It is advisable that you keep a MS. memorandum book of some sort, in which you may record the journeyings of your MSS., so that you may know where they have been and how long they have been away. You do not want to send the same MS. to the same editor twice, nor to continue submitting matter to a magazine which is already overstocked, or which is careless in returning your work. If you trust to your memory, or to some slip shod method, you will regret it in the end, for you will not only lose many MSS., but you will be submitting your work in a hit-or-miss fashion that is little likely to get it into the proper hands. There are several books of this sort on the market, or you can easily make one for yourself from an ordinary blank book. It may take any form you please, but I would suggest that it should include spaces for the number of words in the story and the postage required to carry it, besides the publishers to whom it is submitted and the dates when it is mailed and returned.
The rejection of your MS. by one or two editors should not discourage you: you may try twelve editors and have the thirteenth accept it. It is seldom indeed that it finds place where it is first submitted: it may not just meet the ideals of that editor; or he may already have too much matter on hand. If you believe the story is good, keep it going till it has been the rounds: you may find that the dawn of success comes from the point whence you least expected it.
[APPENDIX]
"THE AMBITIOUS GUEST"
(From Nathaniel Hawthorne's "Twice-Told Tales.")
I. One September night a family had gathered round their hearth and piled it high with the driftwood of mountain-streams, the dry cones of the pine, and the splintered ruins of great trees that had come crashing down the precipice. Up the chimney roared the fire, and brightened the room with its broad blaze. The faces of the father and mother had a sober gladness; the children laughed. The eldest daughter was the image of Happiness at seventeen, and the aged grandmother, who sat knitting in the warmest place, was the image of Happiness grown old. They had found the "herb heart's-ease" in the bleakest spot of all New England. This family were situated in the Notch of the White Hills, where the wind was sharp throughout the year and pitilessly cold in the winter, giving their cottage all its fresh inclemency before it descended on the valley of the Saco. They dwelt in a cold spot and a dangerous one, for a mountain towered above their heads so steep that the stones would often rumble down its sides and startle them at midnight.
2. The daughter had just uttered some simple jest that filled them all with mirth, when the wind came through the Notch and seemed to pause before their cottage, rattling the door with a sound of wailing and lamentation before it passed into the valley. For a moment it saddened them, though there was nothing unusual in the tones. But the family were glad again when they perceived that the latch was lifted by some traveler whose footsteps had been unheard amid the dreary blast which heralded his approach and waited as he was entering and went moaning away from the door.

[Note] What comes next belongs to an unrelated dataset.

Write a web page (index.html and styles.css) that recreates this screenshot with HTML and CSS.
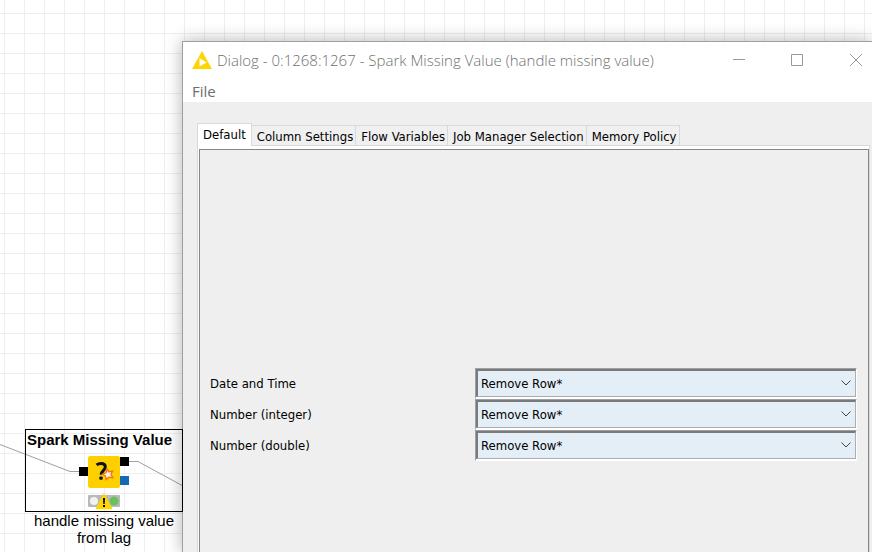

3. Though they dwelt in such a solitude, these people held daily converse with the world. The romantic pass of the Notch is a great artery through which the life-blood of internal commerce is continually throbbing between Maine on the one side and the Green Mountains and the shores of the St. Lawrence on the other. The stage-coach always drew up before the door of the cottage. The wayfarer with no companion but his staff paused here to exchange a word, that the sense of loneliness might not utterly overcome him ere he could pass through the cleft of the mountain or reach the first house in the valley. And here the teamster on his way to Portland market would put up for the night, and, if a bachelor, might sit an hour beyond the usual bedtime and steal a kiss from the mountain-maid at parting. It was one of those primitive taverns where the traveler pays only for food and lodging, but meets with a homely kindness beyond all price. When the footsteps were heard, therefore, between the outer door and the inner one, the whole family rose up, grandmother, children and all, as if about to welcome some one who belonged to them, and whose fate was linked with theirs.